Шум времени | страница 12
Дорога была тревожная. Тусклый вагон в Дерпте ночью, с громкими эстонскими песнями, приступом брали какие-то ферейны, возвращаясь с большого певческого праздника. Эстонцы топотали и ломились в дверь. Было очень страшно.
Дедушка – голубоглазый старик в ермолке, закрывавшей наполовину лоб, с чертами важными и немного сановными, как бывает у очень почтенных евреев, улыбался, радовался, хотел быть ласковым, да не умел, – густые брови сдвигались. Он хотел взять меня на руки, я чуть не заплакал. Добрая бабушка, в черноволосой накладке на седых волосах и в капоте с желтоватыми цветочками, мелко-мелко семенила по скрипучим половицам и все хотела чем-нибудь угостить.
Она спрашивала: «Покушали? покушали?» – единственное русское слово, которое она знала. Но не понравились мне пряные стариковские лакомства, их горький миндальный вкус. Родители ушли в город. Опечаленный дед и грустная, суетливая бабушка – попробуют заговорить и нахохлятся, как старые обиженные птицы. Я порывался им объяснить, что хочу к маме – они не понимали. Тогда я пальцем на столе изобразил желание уйти, перебирая на манер походки средним и указательным.
Вдруг дедушка вытащил из ящика комода черно-желтый шелковый платок, накинул мне его на плечи и заставил повторять за собой слова, составленные из незнакомых шумов, но, недовольный моим лепетом, рассердился, закачал неодобрительно головой. Мне стало душно и страшно. Не помню, как на выручку подоспела мать.

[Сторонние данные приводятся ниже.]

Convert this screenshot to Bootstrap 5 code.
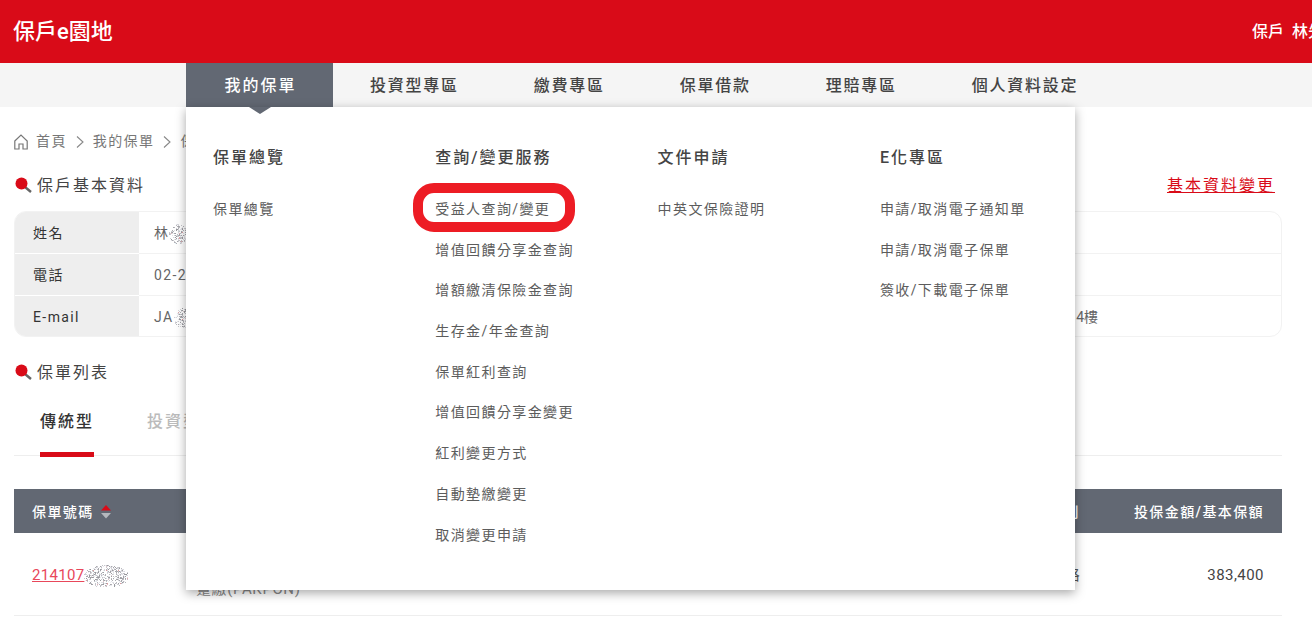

Отец часто говорил о честности деда, как о высоком духовном качестве. Для еврея честность – это мудрость и почти святость. Чем дальше по поколеньям этих суровых голубоглазых стариков, тем честнее и суровее. Прадед Вениамин однажды сказал: «Я прекращаю дело и торговлю – мне больше не нужно денег». Ему хватило точь-в-точь по самый день смерти – он не оставил ни одной копейки.
Рижское взморье – это целая страна. Славится вязким, удивительно мелким и чистым желтым песком (разве в песочных часах такой песочек!) и дырявыми мостками в одну и две доски, перекинутыми через двадцативерстную дачную Сахару.
Дачный размах рижского взморья не сравнится ни с какими курортами. Мостки, клумбы, палисадники, стеклянные шары тянутся нескончаемым городищем, все на желтом, каким играют ребята, измолотом в пшеницу канареечном песке.
Латыши на задворках сушат и вялят камбалу, одноглазую, костистую, плоскую, как широкая ладонь, рыбу. Детский плач, фортепианные гаммы, стоны пациентов бесчисленных зубных врачей, звон посуды маленьких дачных табльдотов, рулады певцов и крики разносчиков не молкнут в лабиринте кухонных садов, булочных и колючих проволок, и по рельсовой подкове на песчаной насыпи, сколько хватает глаз, бегают игрушечные поезда, набитые «зайцами», прыгающими на ходу, от немецкого чопорного Бильдерлинсгофа до скученного и пахнущего пеленками еврейского Дуббельна. По редким сосновым перелескам блуждают бродячие оркестры: две трубы калачом, кларнет и тромбон, и, выдувая немилосердную медную фальшь, отовсюду гонимые, то здесь, то там разражаются лошадиным маршем прекрасной Каролины.